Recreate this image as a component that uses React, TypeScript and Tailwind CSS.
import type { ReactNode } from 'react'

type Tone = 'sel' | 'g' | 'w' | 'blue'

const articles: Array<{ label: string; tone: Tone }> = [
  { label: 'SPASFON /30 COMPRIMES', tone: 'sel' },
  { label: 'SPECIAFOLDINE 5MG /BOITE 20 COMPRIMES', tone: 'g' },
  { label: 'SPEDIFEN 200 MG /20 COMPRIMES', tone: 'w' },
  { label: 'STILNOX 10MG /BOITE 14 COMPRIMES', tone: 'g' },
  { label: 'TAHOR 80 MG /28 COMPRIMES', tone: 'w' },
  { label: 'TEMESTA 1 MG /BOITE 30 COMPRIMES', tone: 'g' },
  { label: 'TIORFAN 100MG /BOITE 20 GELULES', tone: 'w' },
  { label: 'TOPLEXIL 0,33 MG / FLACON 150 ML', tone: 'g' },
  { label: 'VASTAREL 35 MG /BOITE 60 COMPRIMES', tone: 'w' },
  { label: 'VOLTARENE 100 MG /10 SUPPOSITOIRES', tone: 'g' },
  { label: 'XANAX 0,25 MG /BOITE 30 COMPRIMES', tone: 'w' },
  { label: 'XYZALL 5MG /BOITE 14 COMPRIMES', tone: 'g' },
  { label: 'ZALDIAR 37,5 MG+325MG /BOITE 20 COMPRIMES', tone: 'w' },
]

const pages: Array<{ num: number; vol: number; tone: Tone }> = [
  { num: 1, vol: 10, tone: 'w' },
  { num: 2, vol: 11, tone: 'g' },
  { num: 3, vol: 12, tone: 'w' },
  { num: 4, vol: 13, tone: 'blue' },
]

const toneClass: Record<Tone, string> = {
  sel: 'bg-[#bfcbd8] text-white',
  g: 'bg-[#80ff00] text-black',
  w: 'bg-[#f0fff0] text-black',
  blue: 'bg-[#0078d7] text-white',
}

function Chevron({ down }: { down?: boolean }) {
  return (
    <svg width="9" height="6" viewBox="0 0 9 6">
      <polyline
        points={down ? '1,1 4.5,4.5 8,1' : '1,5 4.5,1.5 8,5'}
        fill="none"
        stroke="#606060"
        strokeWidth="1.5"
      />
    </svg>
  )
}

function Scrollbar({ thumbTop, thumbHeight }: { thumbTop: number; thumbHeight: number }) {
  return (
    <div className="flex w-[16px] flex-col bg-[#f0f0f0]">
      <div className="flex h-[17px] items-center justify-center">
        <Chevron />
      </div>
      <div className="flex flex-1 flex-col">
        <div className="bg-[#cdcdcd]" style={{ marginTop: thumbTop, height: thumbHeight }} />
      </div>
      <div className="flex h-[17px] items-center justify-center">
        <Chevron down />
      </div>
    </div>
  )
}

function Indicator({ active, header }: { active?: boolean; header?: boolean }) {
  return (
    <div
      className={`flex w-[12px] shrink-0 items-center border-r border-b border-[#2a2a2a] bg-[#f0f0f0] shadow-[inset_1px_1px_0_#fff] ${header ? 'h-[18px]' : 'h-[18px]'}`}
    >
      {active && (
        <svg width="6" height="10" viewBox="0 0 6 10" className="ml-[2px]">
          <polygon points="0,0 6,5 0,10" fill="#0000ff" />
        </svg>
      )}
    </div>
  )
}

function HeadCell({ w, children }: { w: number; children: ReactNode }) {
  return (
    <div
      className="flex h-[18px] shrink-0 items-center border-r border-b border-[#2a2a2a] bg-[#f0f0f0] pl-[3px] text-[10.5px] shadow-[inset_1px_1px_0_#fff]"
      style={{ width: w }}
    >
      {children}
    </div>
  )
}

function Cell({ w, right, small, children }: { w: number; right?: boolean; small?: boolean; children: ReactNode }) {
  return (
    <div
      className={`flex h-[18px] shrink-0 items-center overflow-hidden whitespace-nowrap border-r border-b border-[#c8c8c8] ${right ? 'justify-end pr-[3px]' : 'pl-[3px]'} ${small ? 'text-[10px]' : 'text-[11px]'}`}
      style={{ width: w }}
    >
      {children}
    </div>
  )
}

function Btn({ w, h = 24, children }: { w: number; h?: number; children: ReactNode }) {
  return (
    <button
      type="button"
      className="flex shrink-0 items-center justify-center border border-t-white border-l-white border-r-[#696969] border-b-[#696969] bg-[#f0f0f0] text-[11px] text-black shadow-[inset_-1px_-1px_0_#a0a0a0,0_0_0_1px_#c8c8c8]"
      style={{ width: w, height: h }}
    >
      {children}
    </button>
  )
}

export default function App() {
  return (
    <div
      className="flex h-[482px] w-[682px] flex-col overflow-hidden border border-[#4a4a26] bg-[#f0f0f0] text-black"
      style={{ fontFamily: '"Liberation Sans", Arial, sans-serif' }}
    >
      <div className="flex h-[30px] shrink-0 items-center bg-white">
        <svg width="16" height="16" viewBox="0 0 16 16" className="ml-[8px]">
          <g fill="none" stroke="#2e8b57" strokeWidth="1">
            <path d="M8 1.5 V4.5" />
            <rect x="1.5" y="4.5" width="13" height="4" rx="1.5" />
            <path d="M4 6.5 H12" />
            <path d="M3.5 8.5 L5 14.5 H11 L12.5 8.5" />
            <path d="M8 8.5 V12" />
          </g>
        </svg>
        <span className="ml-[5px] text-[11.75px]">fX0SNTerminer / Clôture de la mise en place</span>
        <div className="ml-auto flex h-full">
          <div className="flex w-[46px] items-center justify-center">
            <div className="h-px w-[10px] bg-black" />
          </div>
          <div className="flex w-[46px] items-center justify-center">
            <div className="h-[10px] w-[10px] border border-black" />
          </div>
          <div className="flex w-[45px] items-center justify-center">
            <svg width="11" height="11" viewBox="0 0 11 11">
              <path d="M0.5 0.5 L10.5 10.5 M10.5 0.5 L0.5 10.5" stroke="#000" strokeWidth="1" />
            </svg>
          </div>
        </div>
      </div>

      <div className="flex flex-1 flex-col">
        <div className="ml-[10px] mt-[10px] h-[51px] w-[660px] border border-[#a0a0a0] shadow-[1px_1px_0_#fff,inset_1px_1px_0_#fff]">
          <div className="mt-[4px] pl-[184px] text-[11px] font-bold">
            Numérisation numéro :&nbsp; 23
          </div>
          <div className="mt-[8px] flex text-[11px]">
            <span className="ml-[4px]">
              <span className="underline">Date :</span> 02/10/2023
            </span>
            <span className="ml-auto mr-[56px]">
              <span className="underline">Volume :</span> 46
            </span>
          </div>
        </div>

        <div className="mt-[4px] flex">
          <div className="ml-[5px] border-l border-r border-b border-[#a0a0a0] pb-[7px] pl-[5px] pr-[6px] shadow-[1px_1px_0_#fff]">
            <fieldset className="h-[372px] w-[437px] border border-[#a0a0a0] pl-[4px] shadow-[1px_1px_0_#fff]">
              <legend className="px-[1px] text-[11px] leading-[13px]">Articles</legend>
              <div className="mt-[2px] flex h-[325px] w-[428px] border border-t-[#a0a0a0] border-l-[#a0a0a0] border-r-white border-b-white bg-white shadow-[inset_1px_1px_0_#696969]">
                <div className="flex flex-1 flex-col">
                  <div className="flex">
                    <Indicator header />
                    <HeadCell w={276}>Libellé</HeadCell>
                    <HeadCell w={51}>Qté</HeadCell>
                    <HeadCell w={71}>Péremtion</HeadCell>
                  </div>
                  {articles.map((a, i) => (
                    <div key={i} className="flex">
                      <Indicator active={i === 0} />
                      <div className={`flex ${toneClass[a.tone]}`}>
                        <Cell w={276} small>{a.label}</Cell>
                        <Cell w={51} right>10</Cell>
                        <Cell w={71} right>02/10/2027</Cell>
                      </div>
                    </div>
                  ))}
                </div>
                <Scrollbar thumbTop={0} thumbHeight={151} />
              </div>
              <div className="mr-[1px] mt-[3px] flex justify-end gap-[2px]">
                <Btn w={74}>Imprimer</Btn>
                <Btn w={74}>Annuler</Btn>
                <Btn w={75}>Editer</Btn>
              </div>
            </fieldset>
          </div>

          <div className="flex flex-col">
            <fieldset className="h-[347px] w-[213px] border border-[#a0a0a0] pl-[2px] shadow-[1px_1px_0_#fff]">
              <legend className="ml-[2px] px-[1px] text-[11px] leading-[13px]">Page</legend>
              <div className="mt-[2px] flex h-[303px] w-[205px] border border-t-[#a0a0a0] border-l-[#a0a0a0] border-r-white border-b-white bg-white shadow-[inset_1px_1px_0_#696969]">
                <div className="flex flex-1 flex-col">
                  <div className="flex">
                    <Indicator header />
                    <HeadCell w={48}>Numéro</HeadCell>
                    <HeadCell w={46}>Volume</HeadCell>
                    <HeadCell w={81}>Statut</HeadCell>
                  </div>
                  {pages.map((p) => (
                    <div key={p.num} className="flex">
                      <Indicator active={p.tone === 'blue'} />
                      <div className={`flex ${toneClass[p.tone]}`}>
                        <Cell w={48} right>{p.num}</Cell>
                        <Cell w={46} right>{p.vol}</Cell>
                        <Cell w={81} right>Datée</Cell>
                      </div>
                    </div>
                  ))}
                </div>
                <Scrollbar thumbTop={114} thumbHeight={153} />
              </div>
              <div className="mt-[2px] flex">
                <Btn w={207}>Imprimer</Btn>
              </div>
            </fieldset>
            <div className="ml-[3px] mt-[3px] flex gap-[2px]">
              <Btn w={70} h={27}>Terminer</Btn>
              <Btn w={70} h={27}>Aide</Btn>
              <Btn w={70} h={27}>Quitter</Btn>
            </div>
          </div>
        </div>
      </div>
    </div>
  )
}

━━━━━━━━

Challenge:
Beginning at the top of the data, please return every line until and including the line containing "type Tone = 'sel' | 'g' | 'w' | 'blue'", copied exactly, and nothing past it.

Written answer:
Recreate this image as a component that uses React, TypeScript and Tailwind CSS.
import type { ReactNode } from 'react'

type Tone = 'sel' | 'g' | 'w' | 'blue'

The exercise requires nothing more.